> [Short problem]
Write out each line that follows exactly as it stands, without the pictures.

____________________

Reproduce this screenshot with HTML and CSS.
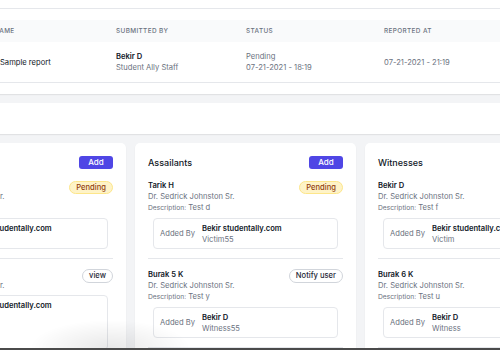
FILE: index.html
```html
<!DOCTYPE html>
<html>
	<head>
		<meta charset="utf-8" />
		<title>Report</title>
		<link rel="stylesheet" href="styles.css">
	</head>
	<body>
		<div class="top"></div>
		<div class="table-card">
			<div class="thead">
				<div class="c1">Name</div>
				<div>Submitted by</div>
				<div>Status</div>
				<div>Reported at</div>
			</div>
			<div class="trow">
				<div class="dark">Sample report</div>
				<div>
					<div class="strong">Bekir D</div>
					<div class="muted">Student Ally Staff</div>
				</div>
				<div class="muted">
					<div>Pending</div>
					<div>07-21-2021 - 18:19</div>
				</div>
				<div class="muted">07-21-2021 - 21:19</div>
			</div>
		</div>
		<div class="band"></div>

		<div class="cards">
			<div class="card">
				<div class="card-head">
					<div class="title">Victims</div>
					<div class="btn-add">Add</div>
				</div>
				<div class="item">
					<div class="item-top">
						<div>
							<div class="name">Bekir D</div>
							<div class="muted">Dr. Sedrick Johnston Sr.</div>
							<div class="desc"><span>Description:</span> Test a</div>
						</div>
						<div class="badge">Pending</div>
					</div>
					<div class="added">
						<div class="label">Added By</div>
						<div>
							<div class="strong">Bekir studentally.com</div>
							<div class="muted">Victim</div>
						</div>
					</div>
				</div>
				<div class="item">
					<div class="item-top">
						<div>
							<div class="name">Burak 4 K</div>
							<div class="muted">Dr. Sedrick Johnston Sr.</div>
						</div>
						<div class="pill">view</div>
					</div>
					<div class="added">
						<div class="label">Added By</div>
						<div>
							<div class="strong">Bekir studentally.com</div>
							<div class="muted">Victim</div>
							<div class="strong next">Bekir D</div>
							<div class="muted">Victim</div>
						</div>
					</div>
				</div>
			</div>

			<div class="card">
				<div class="card-head">
					<div class="title">Assailants</div>
					<div class="btn-add">Add</div>
				</div>
				<div class="item">
					<div class="item-top">
						<div>
							<div class="name">Tarik H</div>
							<div class="muted">Dr. Sedrick Johnston Sr.</div>
							<div class="desc"><span>Description:</span> Test d</div>
						</div>
						<div class="badge">Pending</div>
					</div>
					<div class="added">
						<div class="label">Added By</div>
						<div>
							<div class="strong">Bekir studentally.com</div>
							<div class="muted">Victim55</div>
						</div>
					</div>
				</div>
				<div class="item">
					<div class="item-top">
						<div>
							<div class="name">Burak 5 K</div>
							<div class="muted">Dr. Sedrick Johnston Sr.</div>
							<div class="desc"><span>Description:</span> Test y</div>
						</div>
						<div class="pill">Notify user</div>
					</div>
					<div class="added">
						<div class="label">Added By</div>
						<div>
							<div class="strong">Bekir D</div>
							<div class="muted">Witness55</div>
						</div>
					</div>
				</div>
			</div>

			<div class="card">
				<div class="card-head">
					<div class="title">Witnesses</div>
					<div class="btn-add">Add</div>
				</div>
				<div class="item">
					<div class="item-top">
						<div>
							<div class="name">Bekir D</div>
							<div class="muted">Dr. Sedrick Johnston Sr.</div>
							<div class="desc"><span>Description:</span> Test f</div>
						</div>
					</div>
					<div class="added">
						<div class="label">Added By</div>
						<div>
							<div class="strong">Bekir studentally.com</div>
							<div class="muted">Victim</div>
						</div>
					</div>
				</div>
				<div class="item">
					<div class="item-top">
						<div>
							<div class="name">Burak 6 K</div>
							<div class="muted">Dr. Sedrick Johnston Sr.</div>
							<div class="desc"><span>Description:</span> Test u</div>
						</div>
					</div>
					<div class="added">
						<div class="label">Added By</div>
						<div>
							<div class="strong">Bekir D</div>
							<div class="muted">Witness</div>
						</div>
					</div>
				</div>
			</div>
		</div>

		<div class="shade"></div>
		<div class="edge"></div>
	</body>
</html>
```

FILE: styles.css
```css
html,body{
	margin: 0;
	padding: 0;
}
body{
	width: 500px;
	height: 350px;
	overflow: hidden;
	background: #f3f4f6;
	font-family: Inter, "Liberation Sans", sans-serif;
	font-size: 7.6px;
	line-height: 11px;
	color: #111827;
}
.top{
	height: 8px;
	background: #fff;
	border-bottom: 1px solid #e5e7eb;
}
.table-card{
	background: #fff;
	padding: 11px 0;
	box-shadow: 0 1px 1px rgba(0,0,0,.07);
}
.thead,.trow{
	display: grid;
	grid-template-columns: 116px 130px 138px 1fr;
	align-items: center;
}
.thead{
	height: 22px;
	background: #f9fafb;
	color: #6b7280;
	font-size: 6.4px;
	font-weight: 500;
	letter-spacing: .06em;
	text-transform: uppercase;
}
.thead .c1{
	text-indent: -6px;
	overflow: hidden;
}
.trow{
	height: 40px;
	border-bottom: 1px solid #e5e7eb;
}
.dark{color: #111827;}
.strong{
	font-weight: 600;
	color: #111827;
}
.muted{color: #6b7280;}
.band{
	height: 31px;
	margin-top: 9px;
	background: #fff;
	box-shadow: 0 1px 1px rgba(0,0,0,.07);
}
.cards{
	display: grid;
	grid-template-columns: repeat(3, 221px);
	gap: 9px;
	margin: 9px 0 0 -95px;
}
.card{
	background: #fff;
	border-radius: 5px;
	padding: 13px 13px 0;
	box-shadow: 0 1px 2px rgba(0,0,0,.05);
}
.card-head{
	display: flex;
	justify-content: space-between;
	align-items: center;
	height: 13px;
	margin-bottom: 1px;
}
.title{
	font-size: 9px;
	font-weight: 500;
}
.btn-add{
	width: 34px;
	height: 13px;
	line-height: 13px;
	text-align: center;
	background: #4f46e5;
	color: #fff;
	border-radius: 3px;
	font-size: 8px;
	font-weight: 500;
}
.item{
	padding: 10px 0 9px;
	border-bottom: 1px solid #e5e7eb;
}
.item-top{
	display: flex;
	justify-content: space-between;
	align-items: flex-start;
}
.name{
	font-weight: 600;
}
.desc{
	color: #6b7280;
}
.desc span{
	font-size: 6.7px;
}
.badge{
	height: 11px;
	line-height: 11px;
	padding: 0 6px;
	margin-top: 1px;
	background: #fef3c7;
	border: 1px solid #fde68a;
	border-radius: 7px;
	color: #92400e;
	font-weight: 500;
}
.pill{
	height: 12px;
	line-height: 12px;
	padding: 0 6px;
	border: 1px solid #d1d5db;
	border-radius: 7px;
	background: #fff;
	color: #1f2937;
	font-weight: 500;
}
.added{
	display: flex;
	align-items: center;
	margin: 4px 5px 0;
	padding: 3.5px 6px;
	border: 1px solid #e5e7eb;
	border-radius: 4px;
}
.label{
	width: 42px;
	color: #6b7280;
}
.next{
	margin-top: 2px;
}
.shade{
	position: fixed;
	left: 0;
	bottom: 2px;
	width: 220px;
	height: 32px;
	background: radial-gradient(ellipse 80px 28px at 110px 100%, rgba(0,0,0,.09), rgba(0,0,0,0));
}
.edge{
	position: fixed;
	left: 0;
	bottom: 0;
	width: 500px;
	height: 2px;
	background: #4b4b4b;
}
```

____________________

> [Result for this task]
Reproduce this screenshot with HTML and CSS.
FILE: index.html
```html
<!DOCTYPE html>
<html>
	<head>
		<meta charset="utf-8" />
		<title>Report</title>
		<link rel="stylesheet" href="styles.css">
	</head>
	<body>
		<div class="top"></div>
		<div class="table-card">
			<div class="thead">
				<div class="c1">Name</div>
				<div>Submitted by</div>
				<div>Status</div>
				<div>Reported at</div>
			</div>
			<div class="trow">
				<div class="dark">Sample report</div>
				<div>
					<div class="strong">Bekir D</div>
					<div class="muted">Student Ally Staff</div>
				</div>
				<div class="muted">
					<div>Pending</div>
					<div>07-21-2021 - 18:19</div>
				</div>
				<div class="muted">07-21-2021 - 21:19</div>
			</div>
		</div>
		<div class="band"></div>

		<div class="cards">
			<div class="card">
				<div class="card-head">
					<div class="title">Victims</div>
					<div class="btn-add">Add</div>
				</div>
				<div class="item">
					<div class="item-top">
						<div>
							<div class="name">Bekir D</div>
							<div class="muted">Dr. Sedrick Johnston Sr.</div>
							<div class="desc"><span>Description:</span> Test a</div>
						</div>
						<div class="badge">Pending</div>
					</div>
					<div class="added">
						<div class="label">Added By</div>
						<div>
							<div class="strong">Bekir studentally.com</div>
							<div class="muted">Victim</div>
						</div>
					</div>
				</div>
				<div class="item">
					<div class="item-top">
						<div>
							<div class="name">Burak 4 K</div>
							<div class="muted">Dr. Sedrick Johnston Sr.</div>
						</div>
						<div class="pill">view</div>
					</div>
					<div class="added">
						<div class="label">Added By</div>
						<div>
							<div class="strong">Bekir studentally.com</div>
							<div class="muted">Victim</div>
							<div class="strong next">Bekir D</div>
							<div class="muted">Victim</div>
						</div>
					</div>
				</div>
			</div>

			<div class="card">
				<div class="card-head">
					<div class="title">Assailants</div>
					<div class="btn-add">Add</div>
				</div>
				<div class="item">
					<div class="item-top">
						<div>
							<div class="name">Tarik H</div>
							<div class="muted">Dr. Sedrick Johnston Sr.</div>
							<div class="desc"><span>Description:</span> Test d</div>
						</div>
						<div class="badge">Pending</div>
					</div>
					<div class="added">
						<div class="label">Added By</div>
						<div>
							<div class="strong">Bekir studentally.com</div>
							<div class="muted">Victim55</div>
						</div>
					</div>
				</div>
				<div class="item">
					<div class="item-top">
						<div>
							<div class="name">Burak 5 K</div>
							<div class="muted">Dr. Sedrick Johnston Sr.</div>
							<div class="desc"><span>Description:</span> Test y</div>
						</div>
						<div class="pill">Notify user</div>
					</div>
					<div class="added">
						<div class="label">Added By</div>
						<div>
							<div class="strong">Bekir D</div>
							<div class="muted">Witness55</div>
						</div>
					</div>
				</div>
			</div>

			<div class="card">
				<div class="card-head">
					<div class="title">Witnesses</div>
					<div class="btn-add">Add</div>
				</div>
				<div class="item">
					<div class="item-top">
						<div>
							<div class="name">Bekir D</div>
							<div class="muted">Dr. Sedrick Johnston Sr.</div>
							<div class="desc"><span>Description:</span> Test f</div>
						</div>
					</div>
					<div class="added">
						<div class="label">Added By</div>
						<div>
							<div class="strong">Bekir studentally.com</div>
							<div class="muted">Victim</div>
						</div>
					</div>
				</div>
				<div class="item">
					<div class="item-top">
						<div>
							<div class="name">Burak 6 K</div>
							<div class="muted">Dr. Sedrick Johnston Sr.</div>
							<div class="desc"><span>Description:</span> Test u</div>
						</div>
					</div>
					<div class="added">
						<div class="label">Added By</div>
						<div>
							<div class="strong">Bekir D</div>
							<div class="muted">Witness</div>
						</div>
					</div>
				</div>
			</div>
		</div>

		<div class="shade"></div>
		<div class="edge"></div>
	</body>
</html>
```

FILE: styles.css
```css
html,body{
	margin: 0;
	padding: 0;
}
body{
	width: 500px;
	height: 350px;
	overflow: hidden;
	background: #f3f4f6;
	font-family: Inter, "Liberation Sans", sans-serif;
	font-size: 7.6px;
	line-height: 11px;
	color: #111827;
}
.top{
	height: 8px;
	background: #fff;
	border-bottom: 1px solid #e5e7eb;
}
.table-card{
	background: #fff;
	padding: 11px 0;
	box-shadow: 0 1px 1px rgba(0,0,0,.07);
}
.thead,.trow{
	display: grid;
	grid-template-columns: 116px 130px 138px 1fr;
	align-items: center;
}
.thead{
	height: 22px;
	background: #f9fafb;
	color: #6b7280;
	font-size: 6.4px;
	font-weight: 500;
	letter-spacing: .06em;
	text-transform: uppercase;
}
.thead .c1{
	text-indent: -6px;
	overflow: hidden;
}
.trow{
	height: 40px;
	border-bottom: 1px solid #e5e7eb;
}
.dark{color: #111827;}
.strong{
	font-weight: 600;
	color: #111827;
}
.muted{color: #6b7280;}
.band{
	height: 31px;
	margin-top: 9px;
	background: #fff;
	box-shadow: 0 1px 1px rgba(0,0,0,.07);
}
.cards{
	display: grid;
	grid-template-columns: repeat(3, 221px);
	gap: 9px;
	margin: 9px 0 0 -95px;
}
.card{
	background: #fff;
	border-radius: 5px;
	padding: 13px 13px 0;
	box-shadow: 0 1px 2px rgba(0,0,0,.05);
}
.card-head{
	display: flex;
	justify-content: space-between;
	align-items: center;
	height: 13px;
	margin-bottom: 1px;
}
.title{
	font-size: 9px;
	font-weight: 500;
}
.btn-add{
	width: 34px;
	height: 13px;
	line-height: 13px;
	text-align: center;
	background: #4f46e5;
	color: #fff;
	border-radius: 3px;
	font-size: 8px;
	font-weight: 500;
}
.item{
	padding: 10px 0 9px;
	border-bottom: 1px solid #e5e7eb;
}
.item-top{
	display: flex;
	justify-content: space-between;
	align-items: flex-start;
}
.name{
	font-weight: 600;
}
.desc{
	color: #6b7280;
}
.desc span{
	font-size: 6.7px;
}
.badge{
	height: 11px;
	line-height: 11px;
	padding: 0 6px;
	margin-top: 1px;
	background: #fef3c7;
	border: 1px solid #fde68a;
	border-radius: 7px;
	color: #92400e;
	font-weight: 500;
}
.pill{
	height: 12px;
	line-height: 12px;
	padding: 0 6px;
	border: 1px solid #d1d5db;
	border-radius: 7px;
	background: #fff;
	color: #1f2937;
	font-weight: 500;
}
.added{
	display: flex;
	align-items: center;
	margin: 4px 5px 0;
	padding: 3.5px 6px;
	border: 1px solid #e5e7eb;
	border-radius: 4px;
}
.label{
	width: 42px;
	color: #6b7280;
}
.next{
	margin-top: 2px;
}
.shade{
	position: fixed;
	left: 0;
	bottom: 2px;
	width: 220px;
	height: 32px;
	background: radial-gradient(ellipse 80px 28px at 110px 100%, rgba(0,0,0,.09), rgba(0,0,0,0));
}
.edge{
	position: fixed;
	left: 0;
	bottom: 0;
	width: 500px;
	height: 2px;
	background: #4b4b4b;
}
```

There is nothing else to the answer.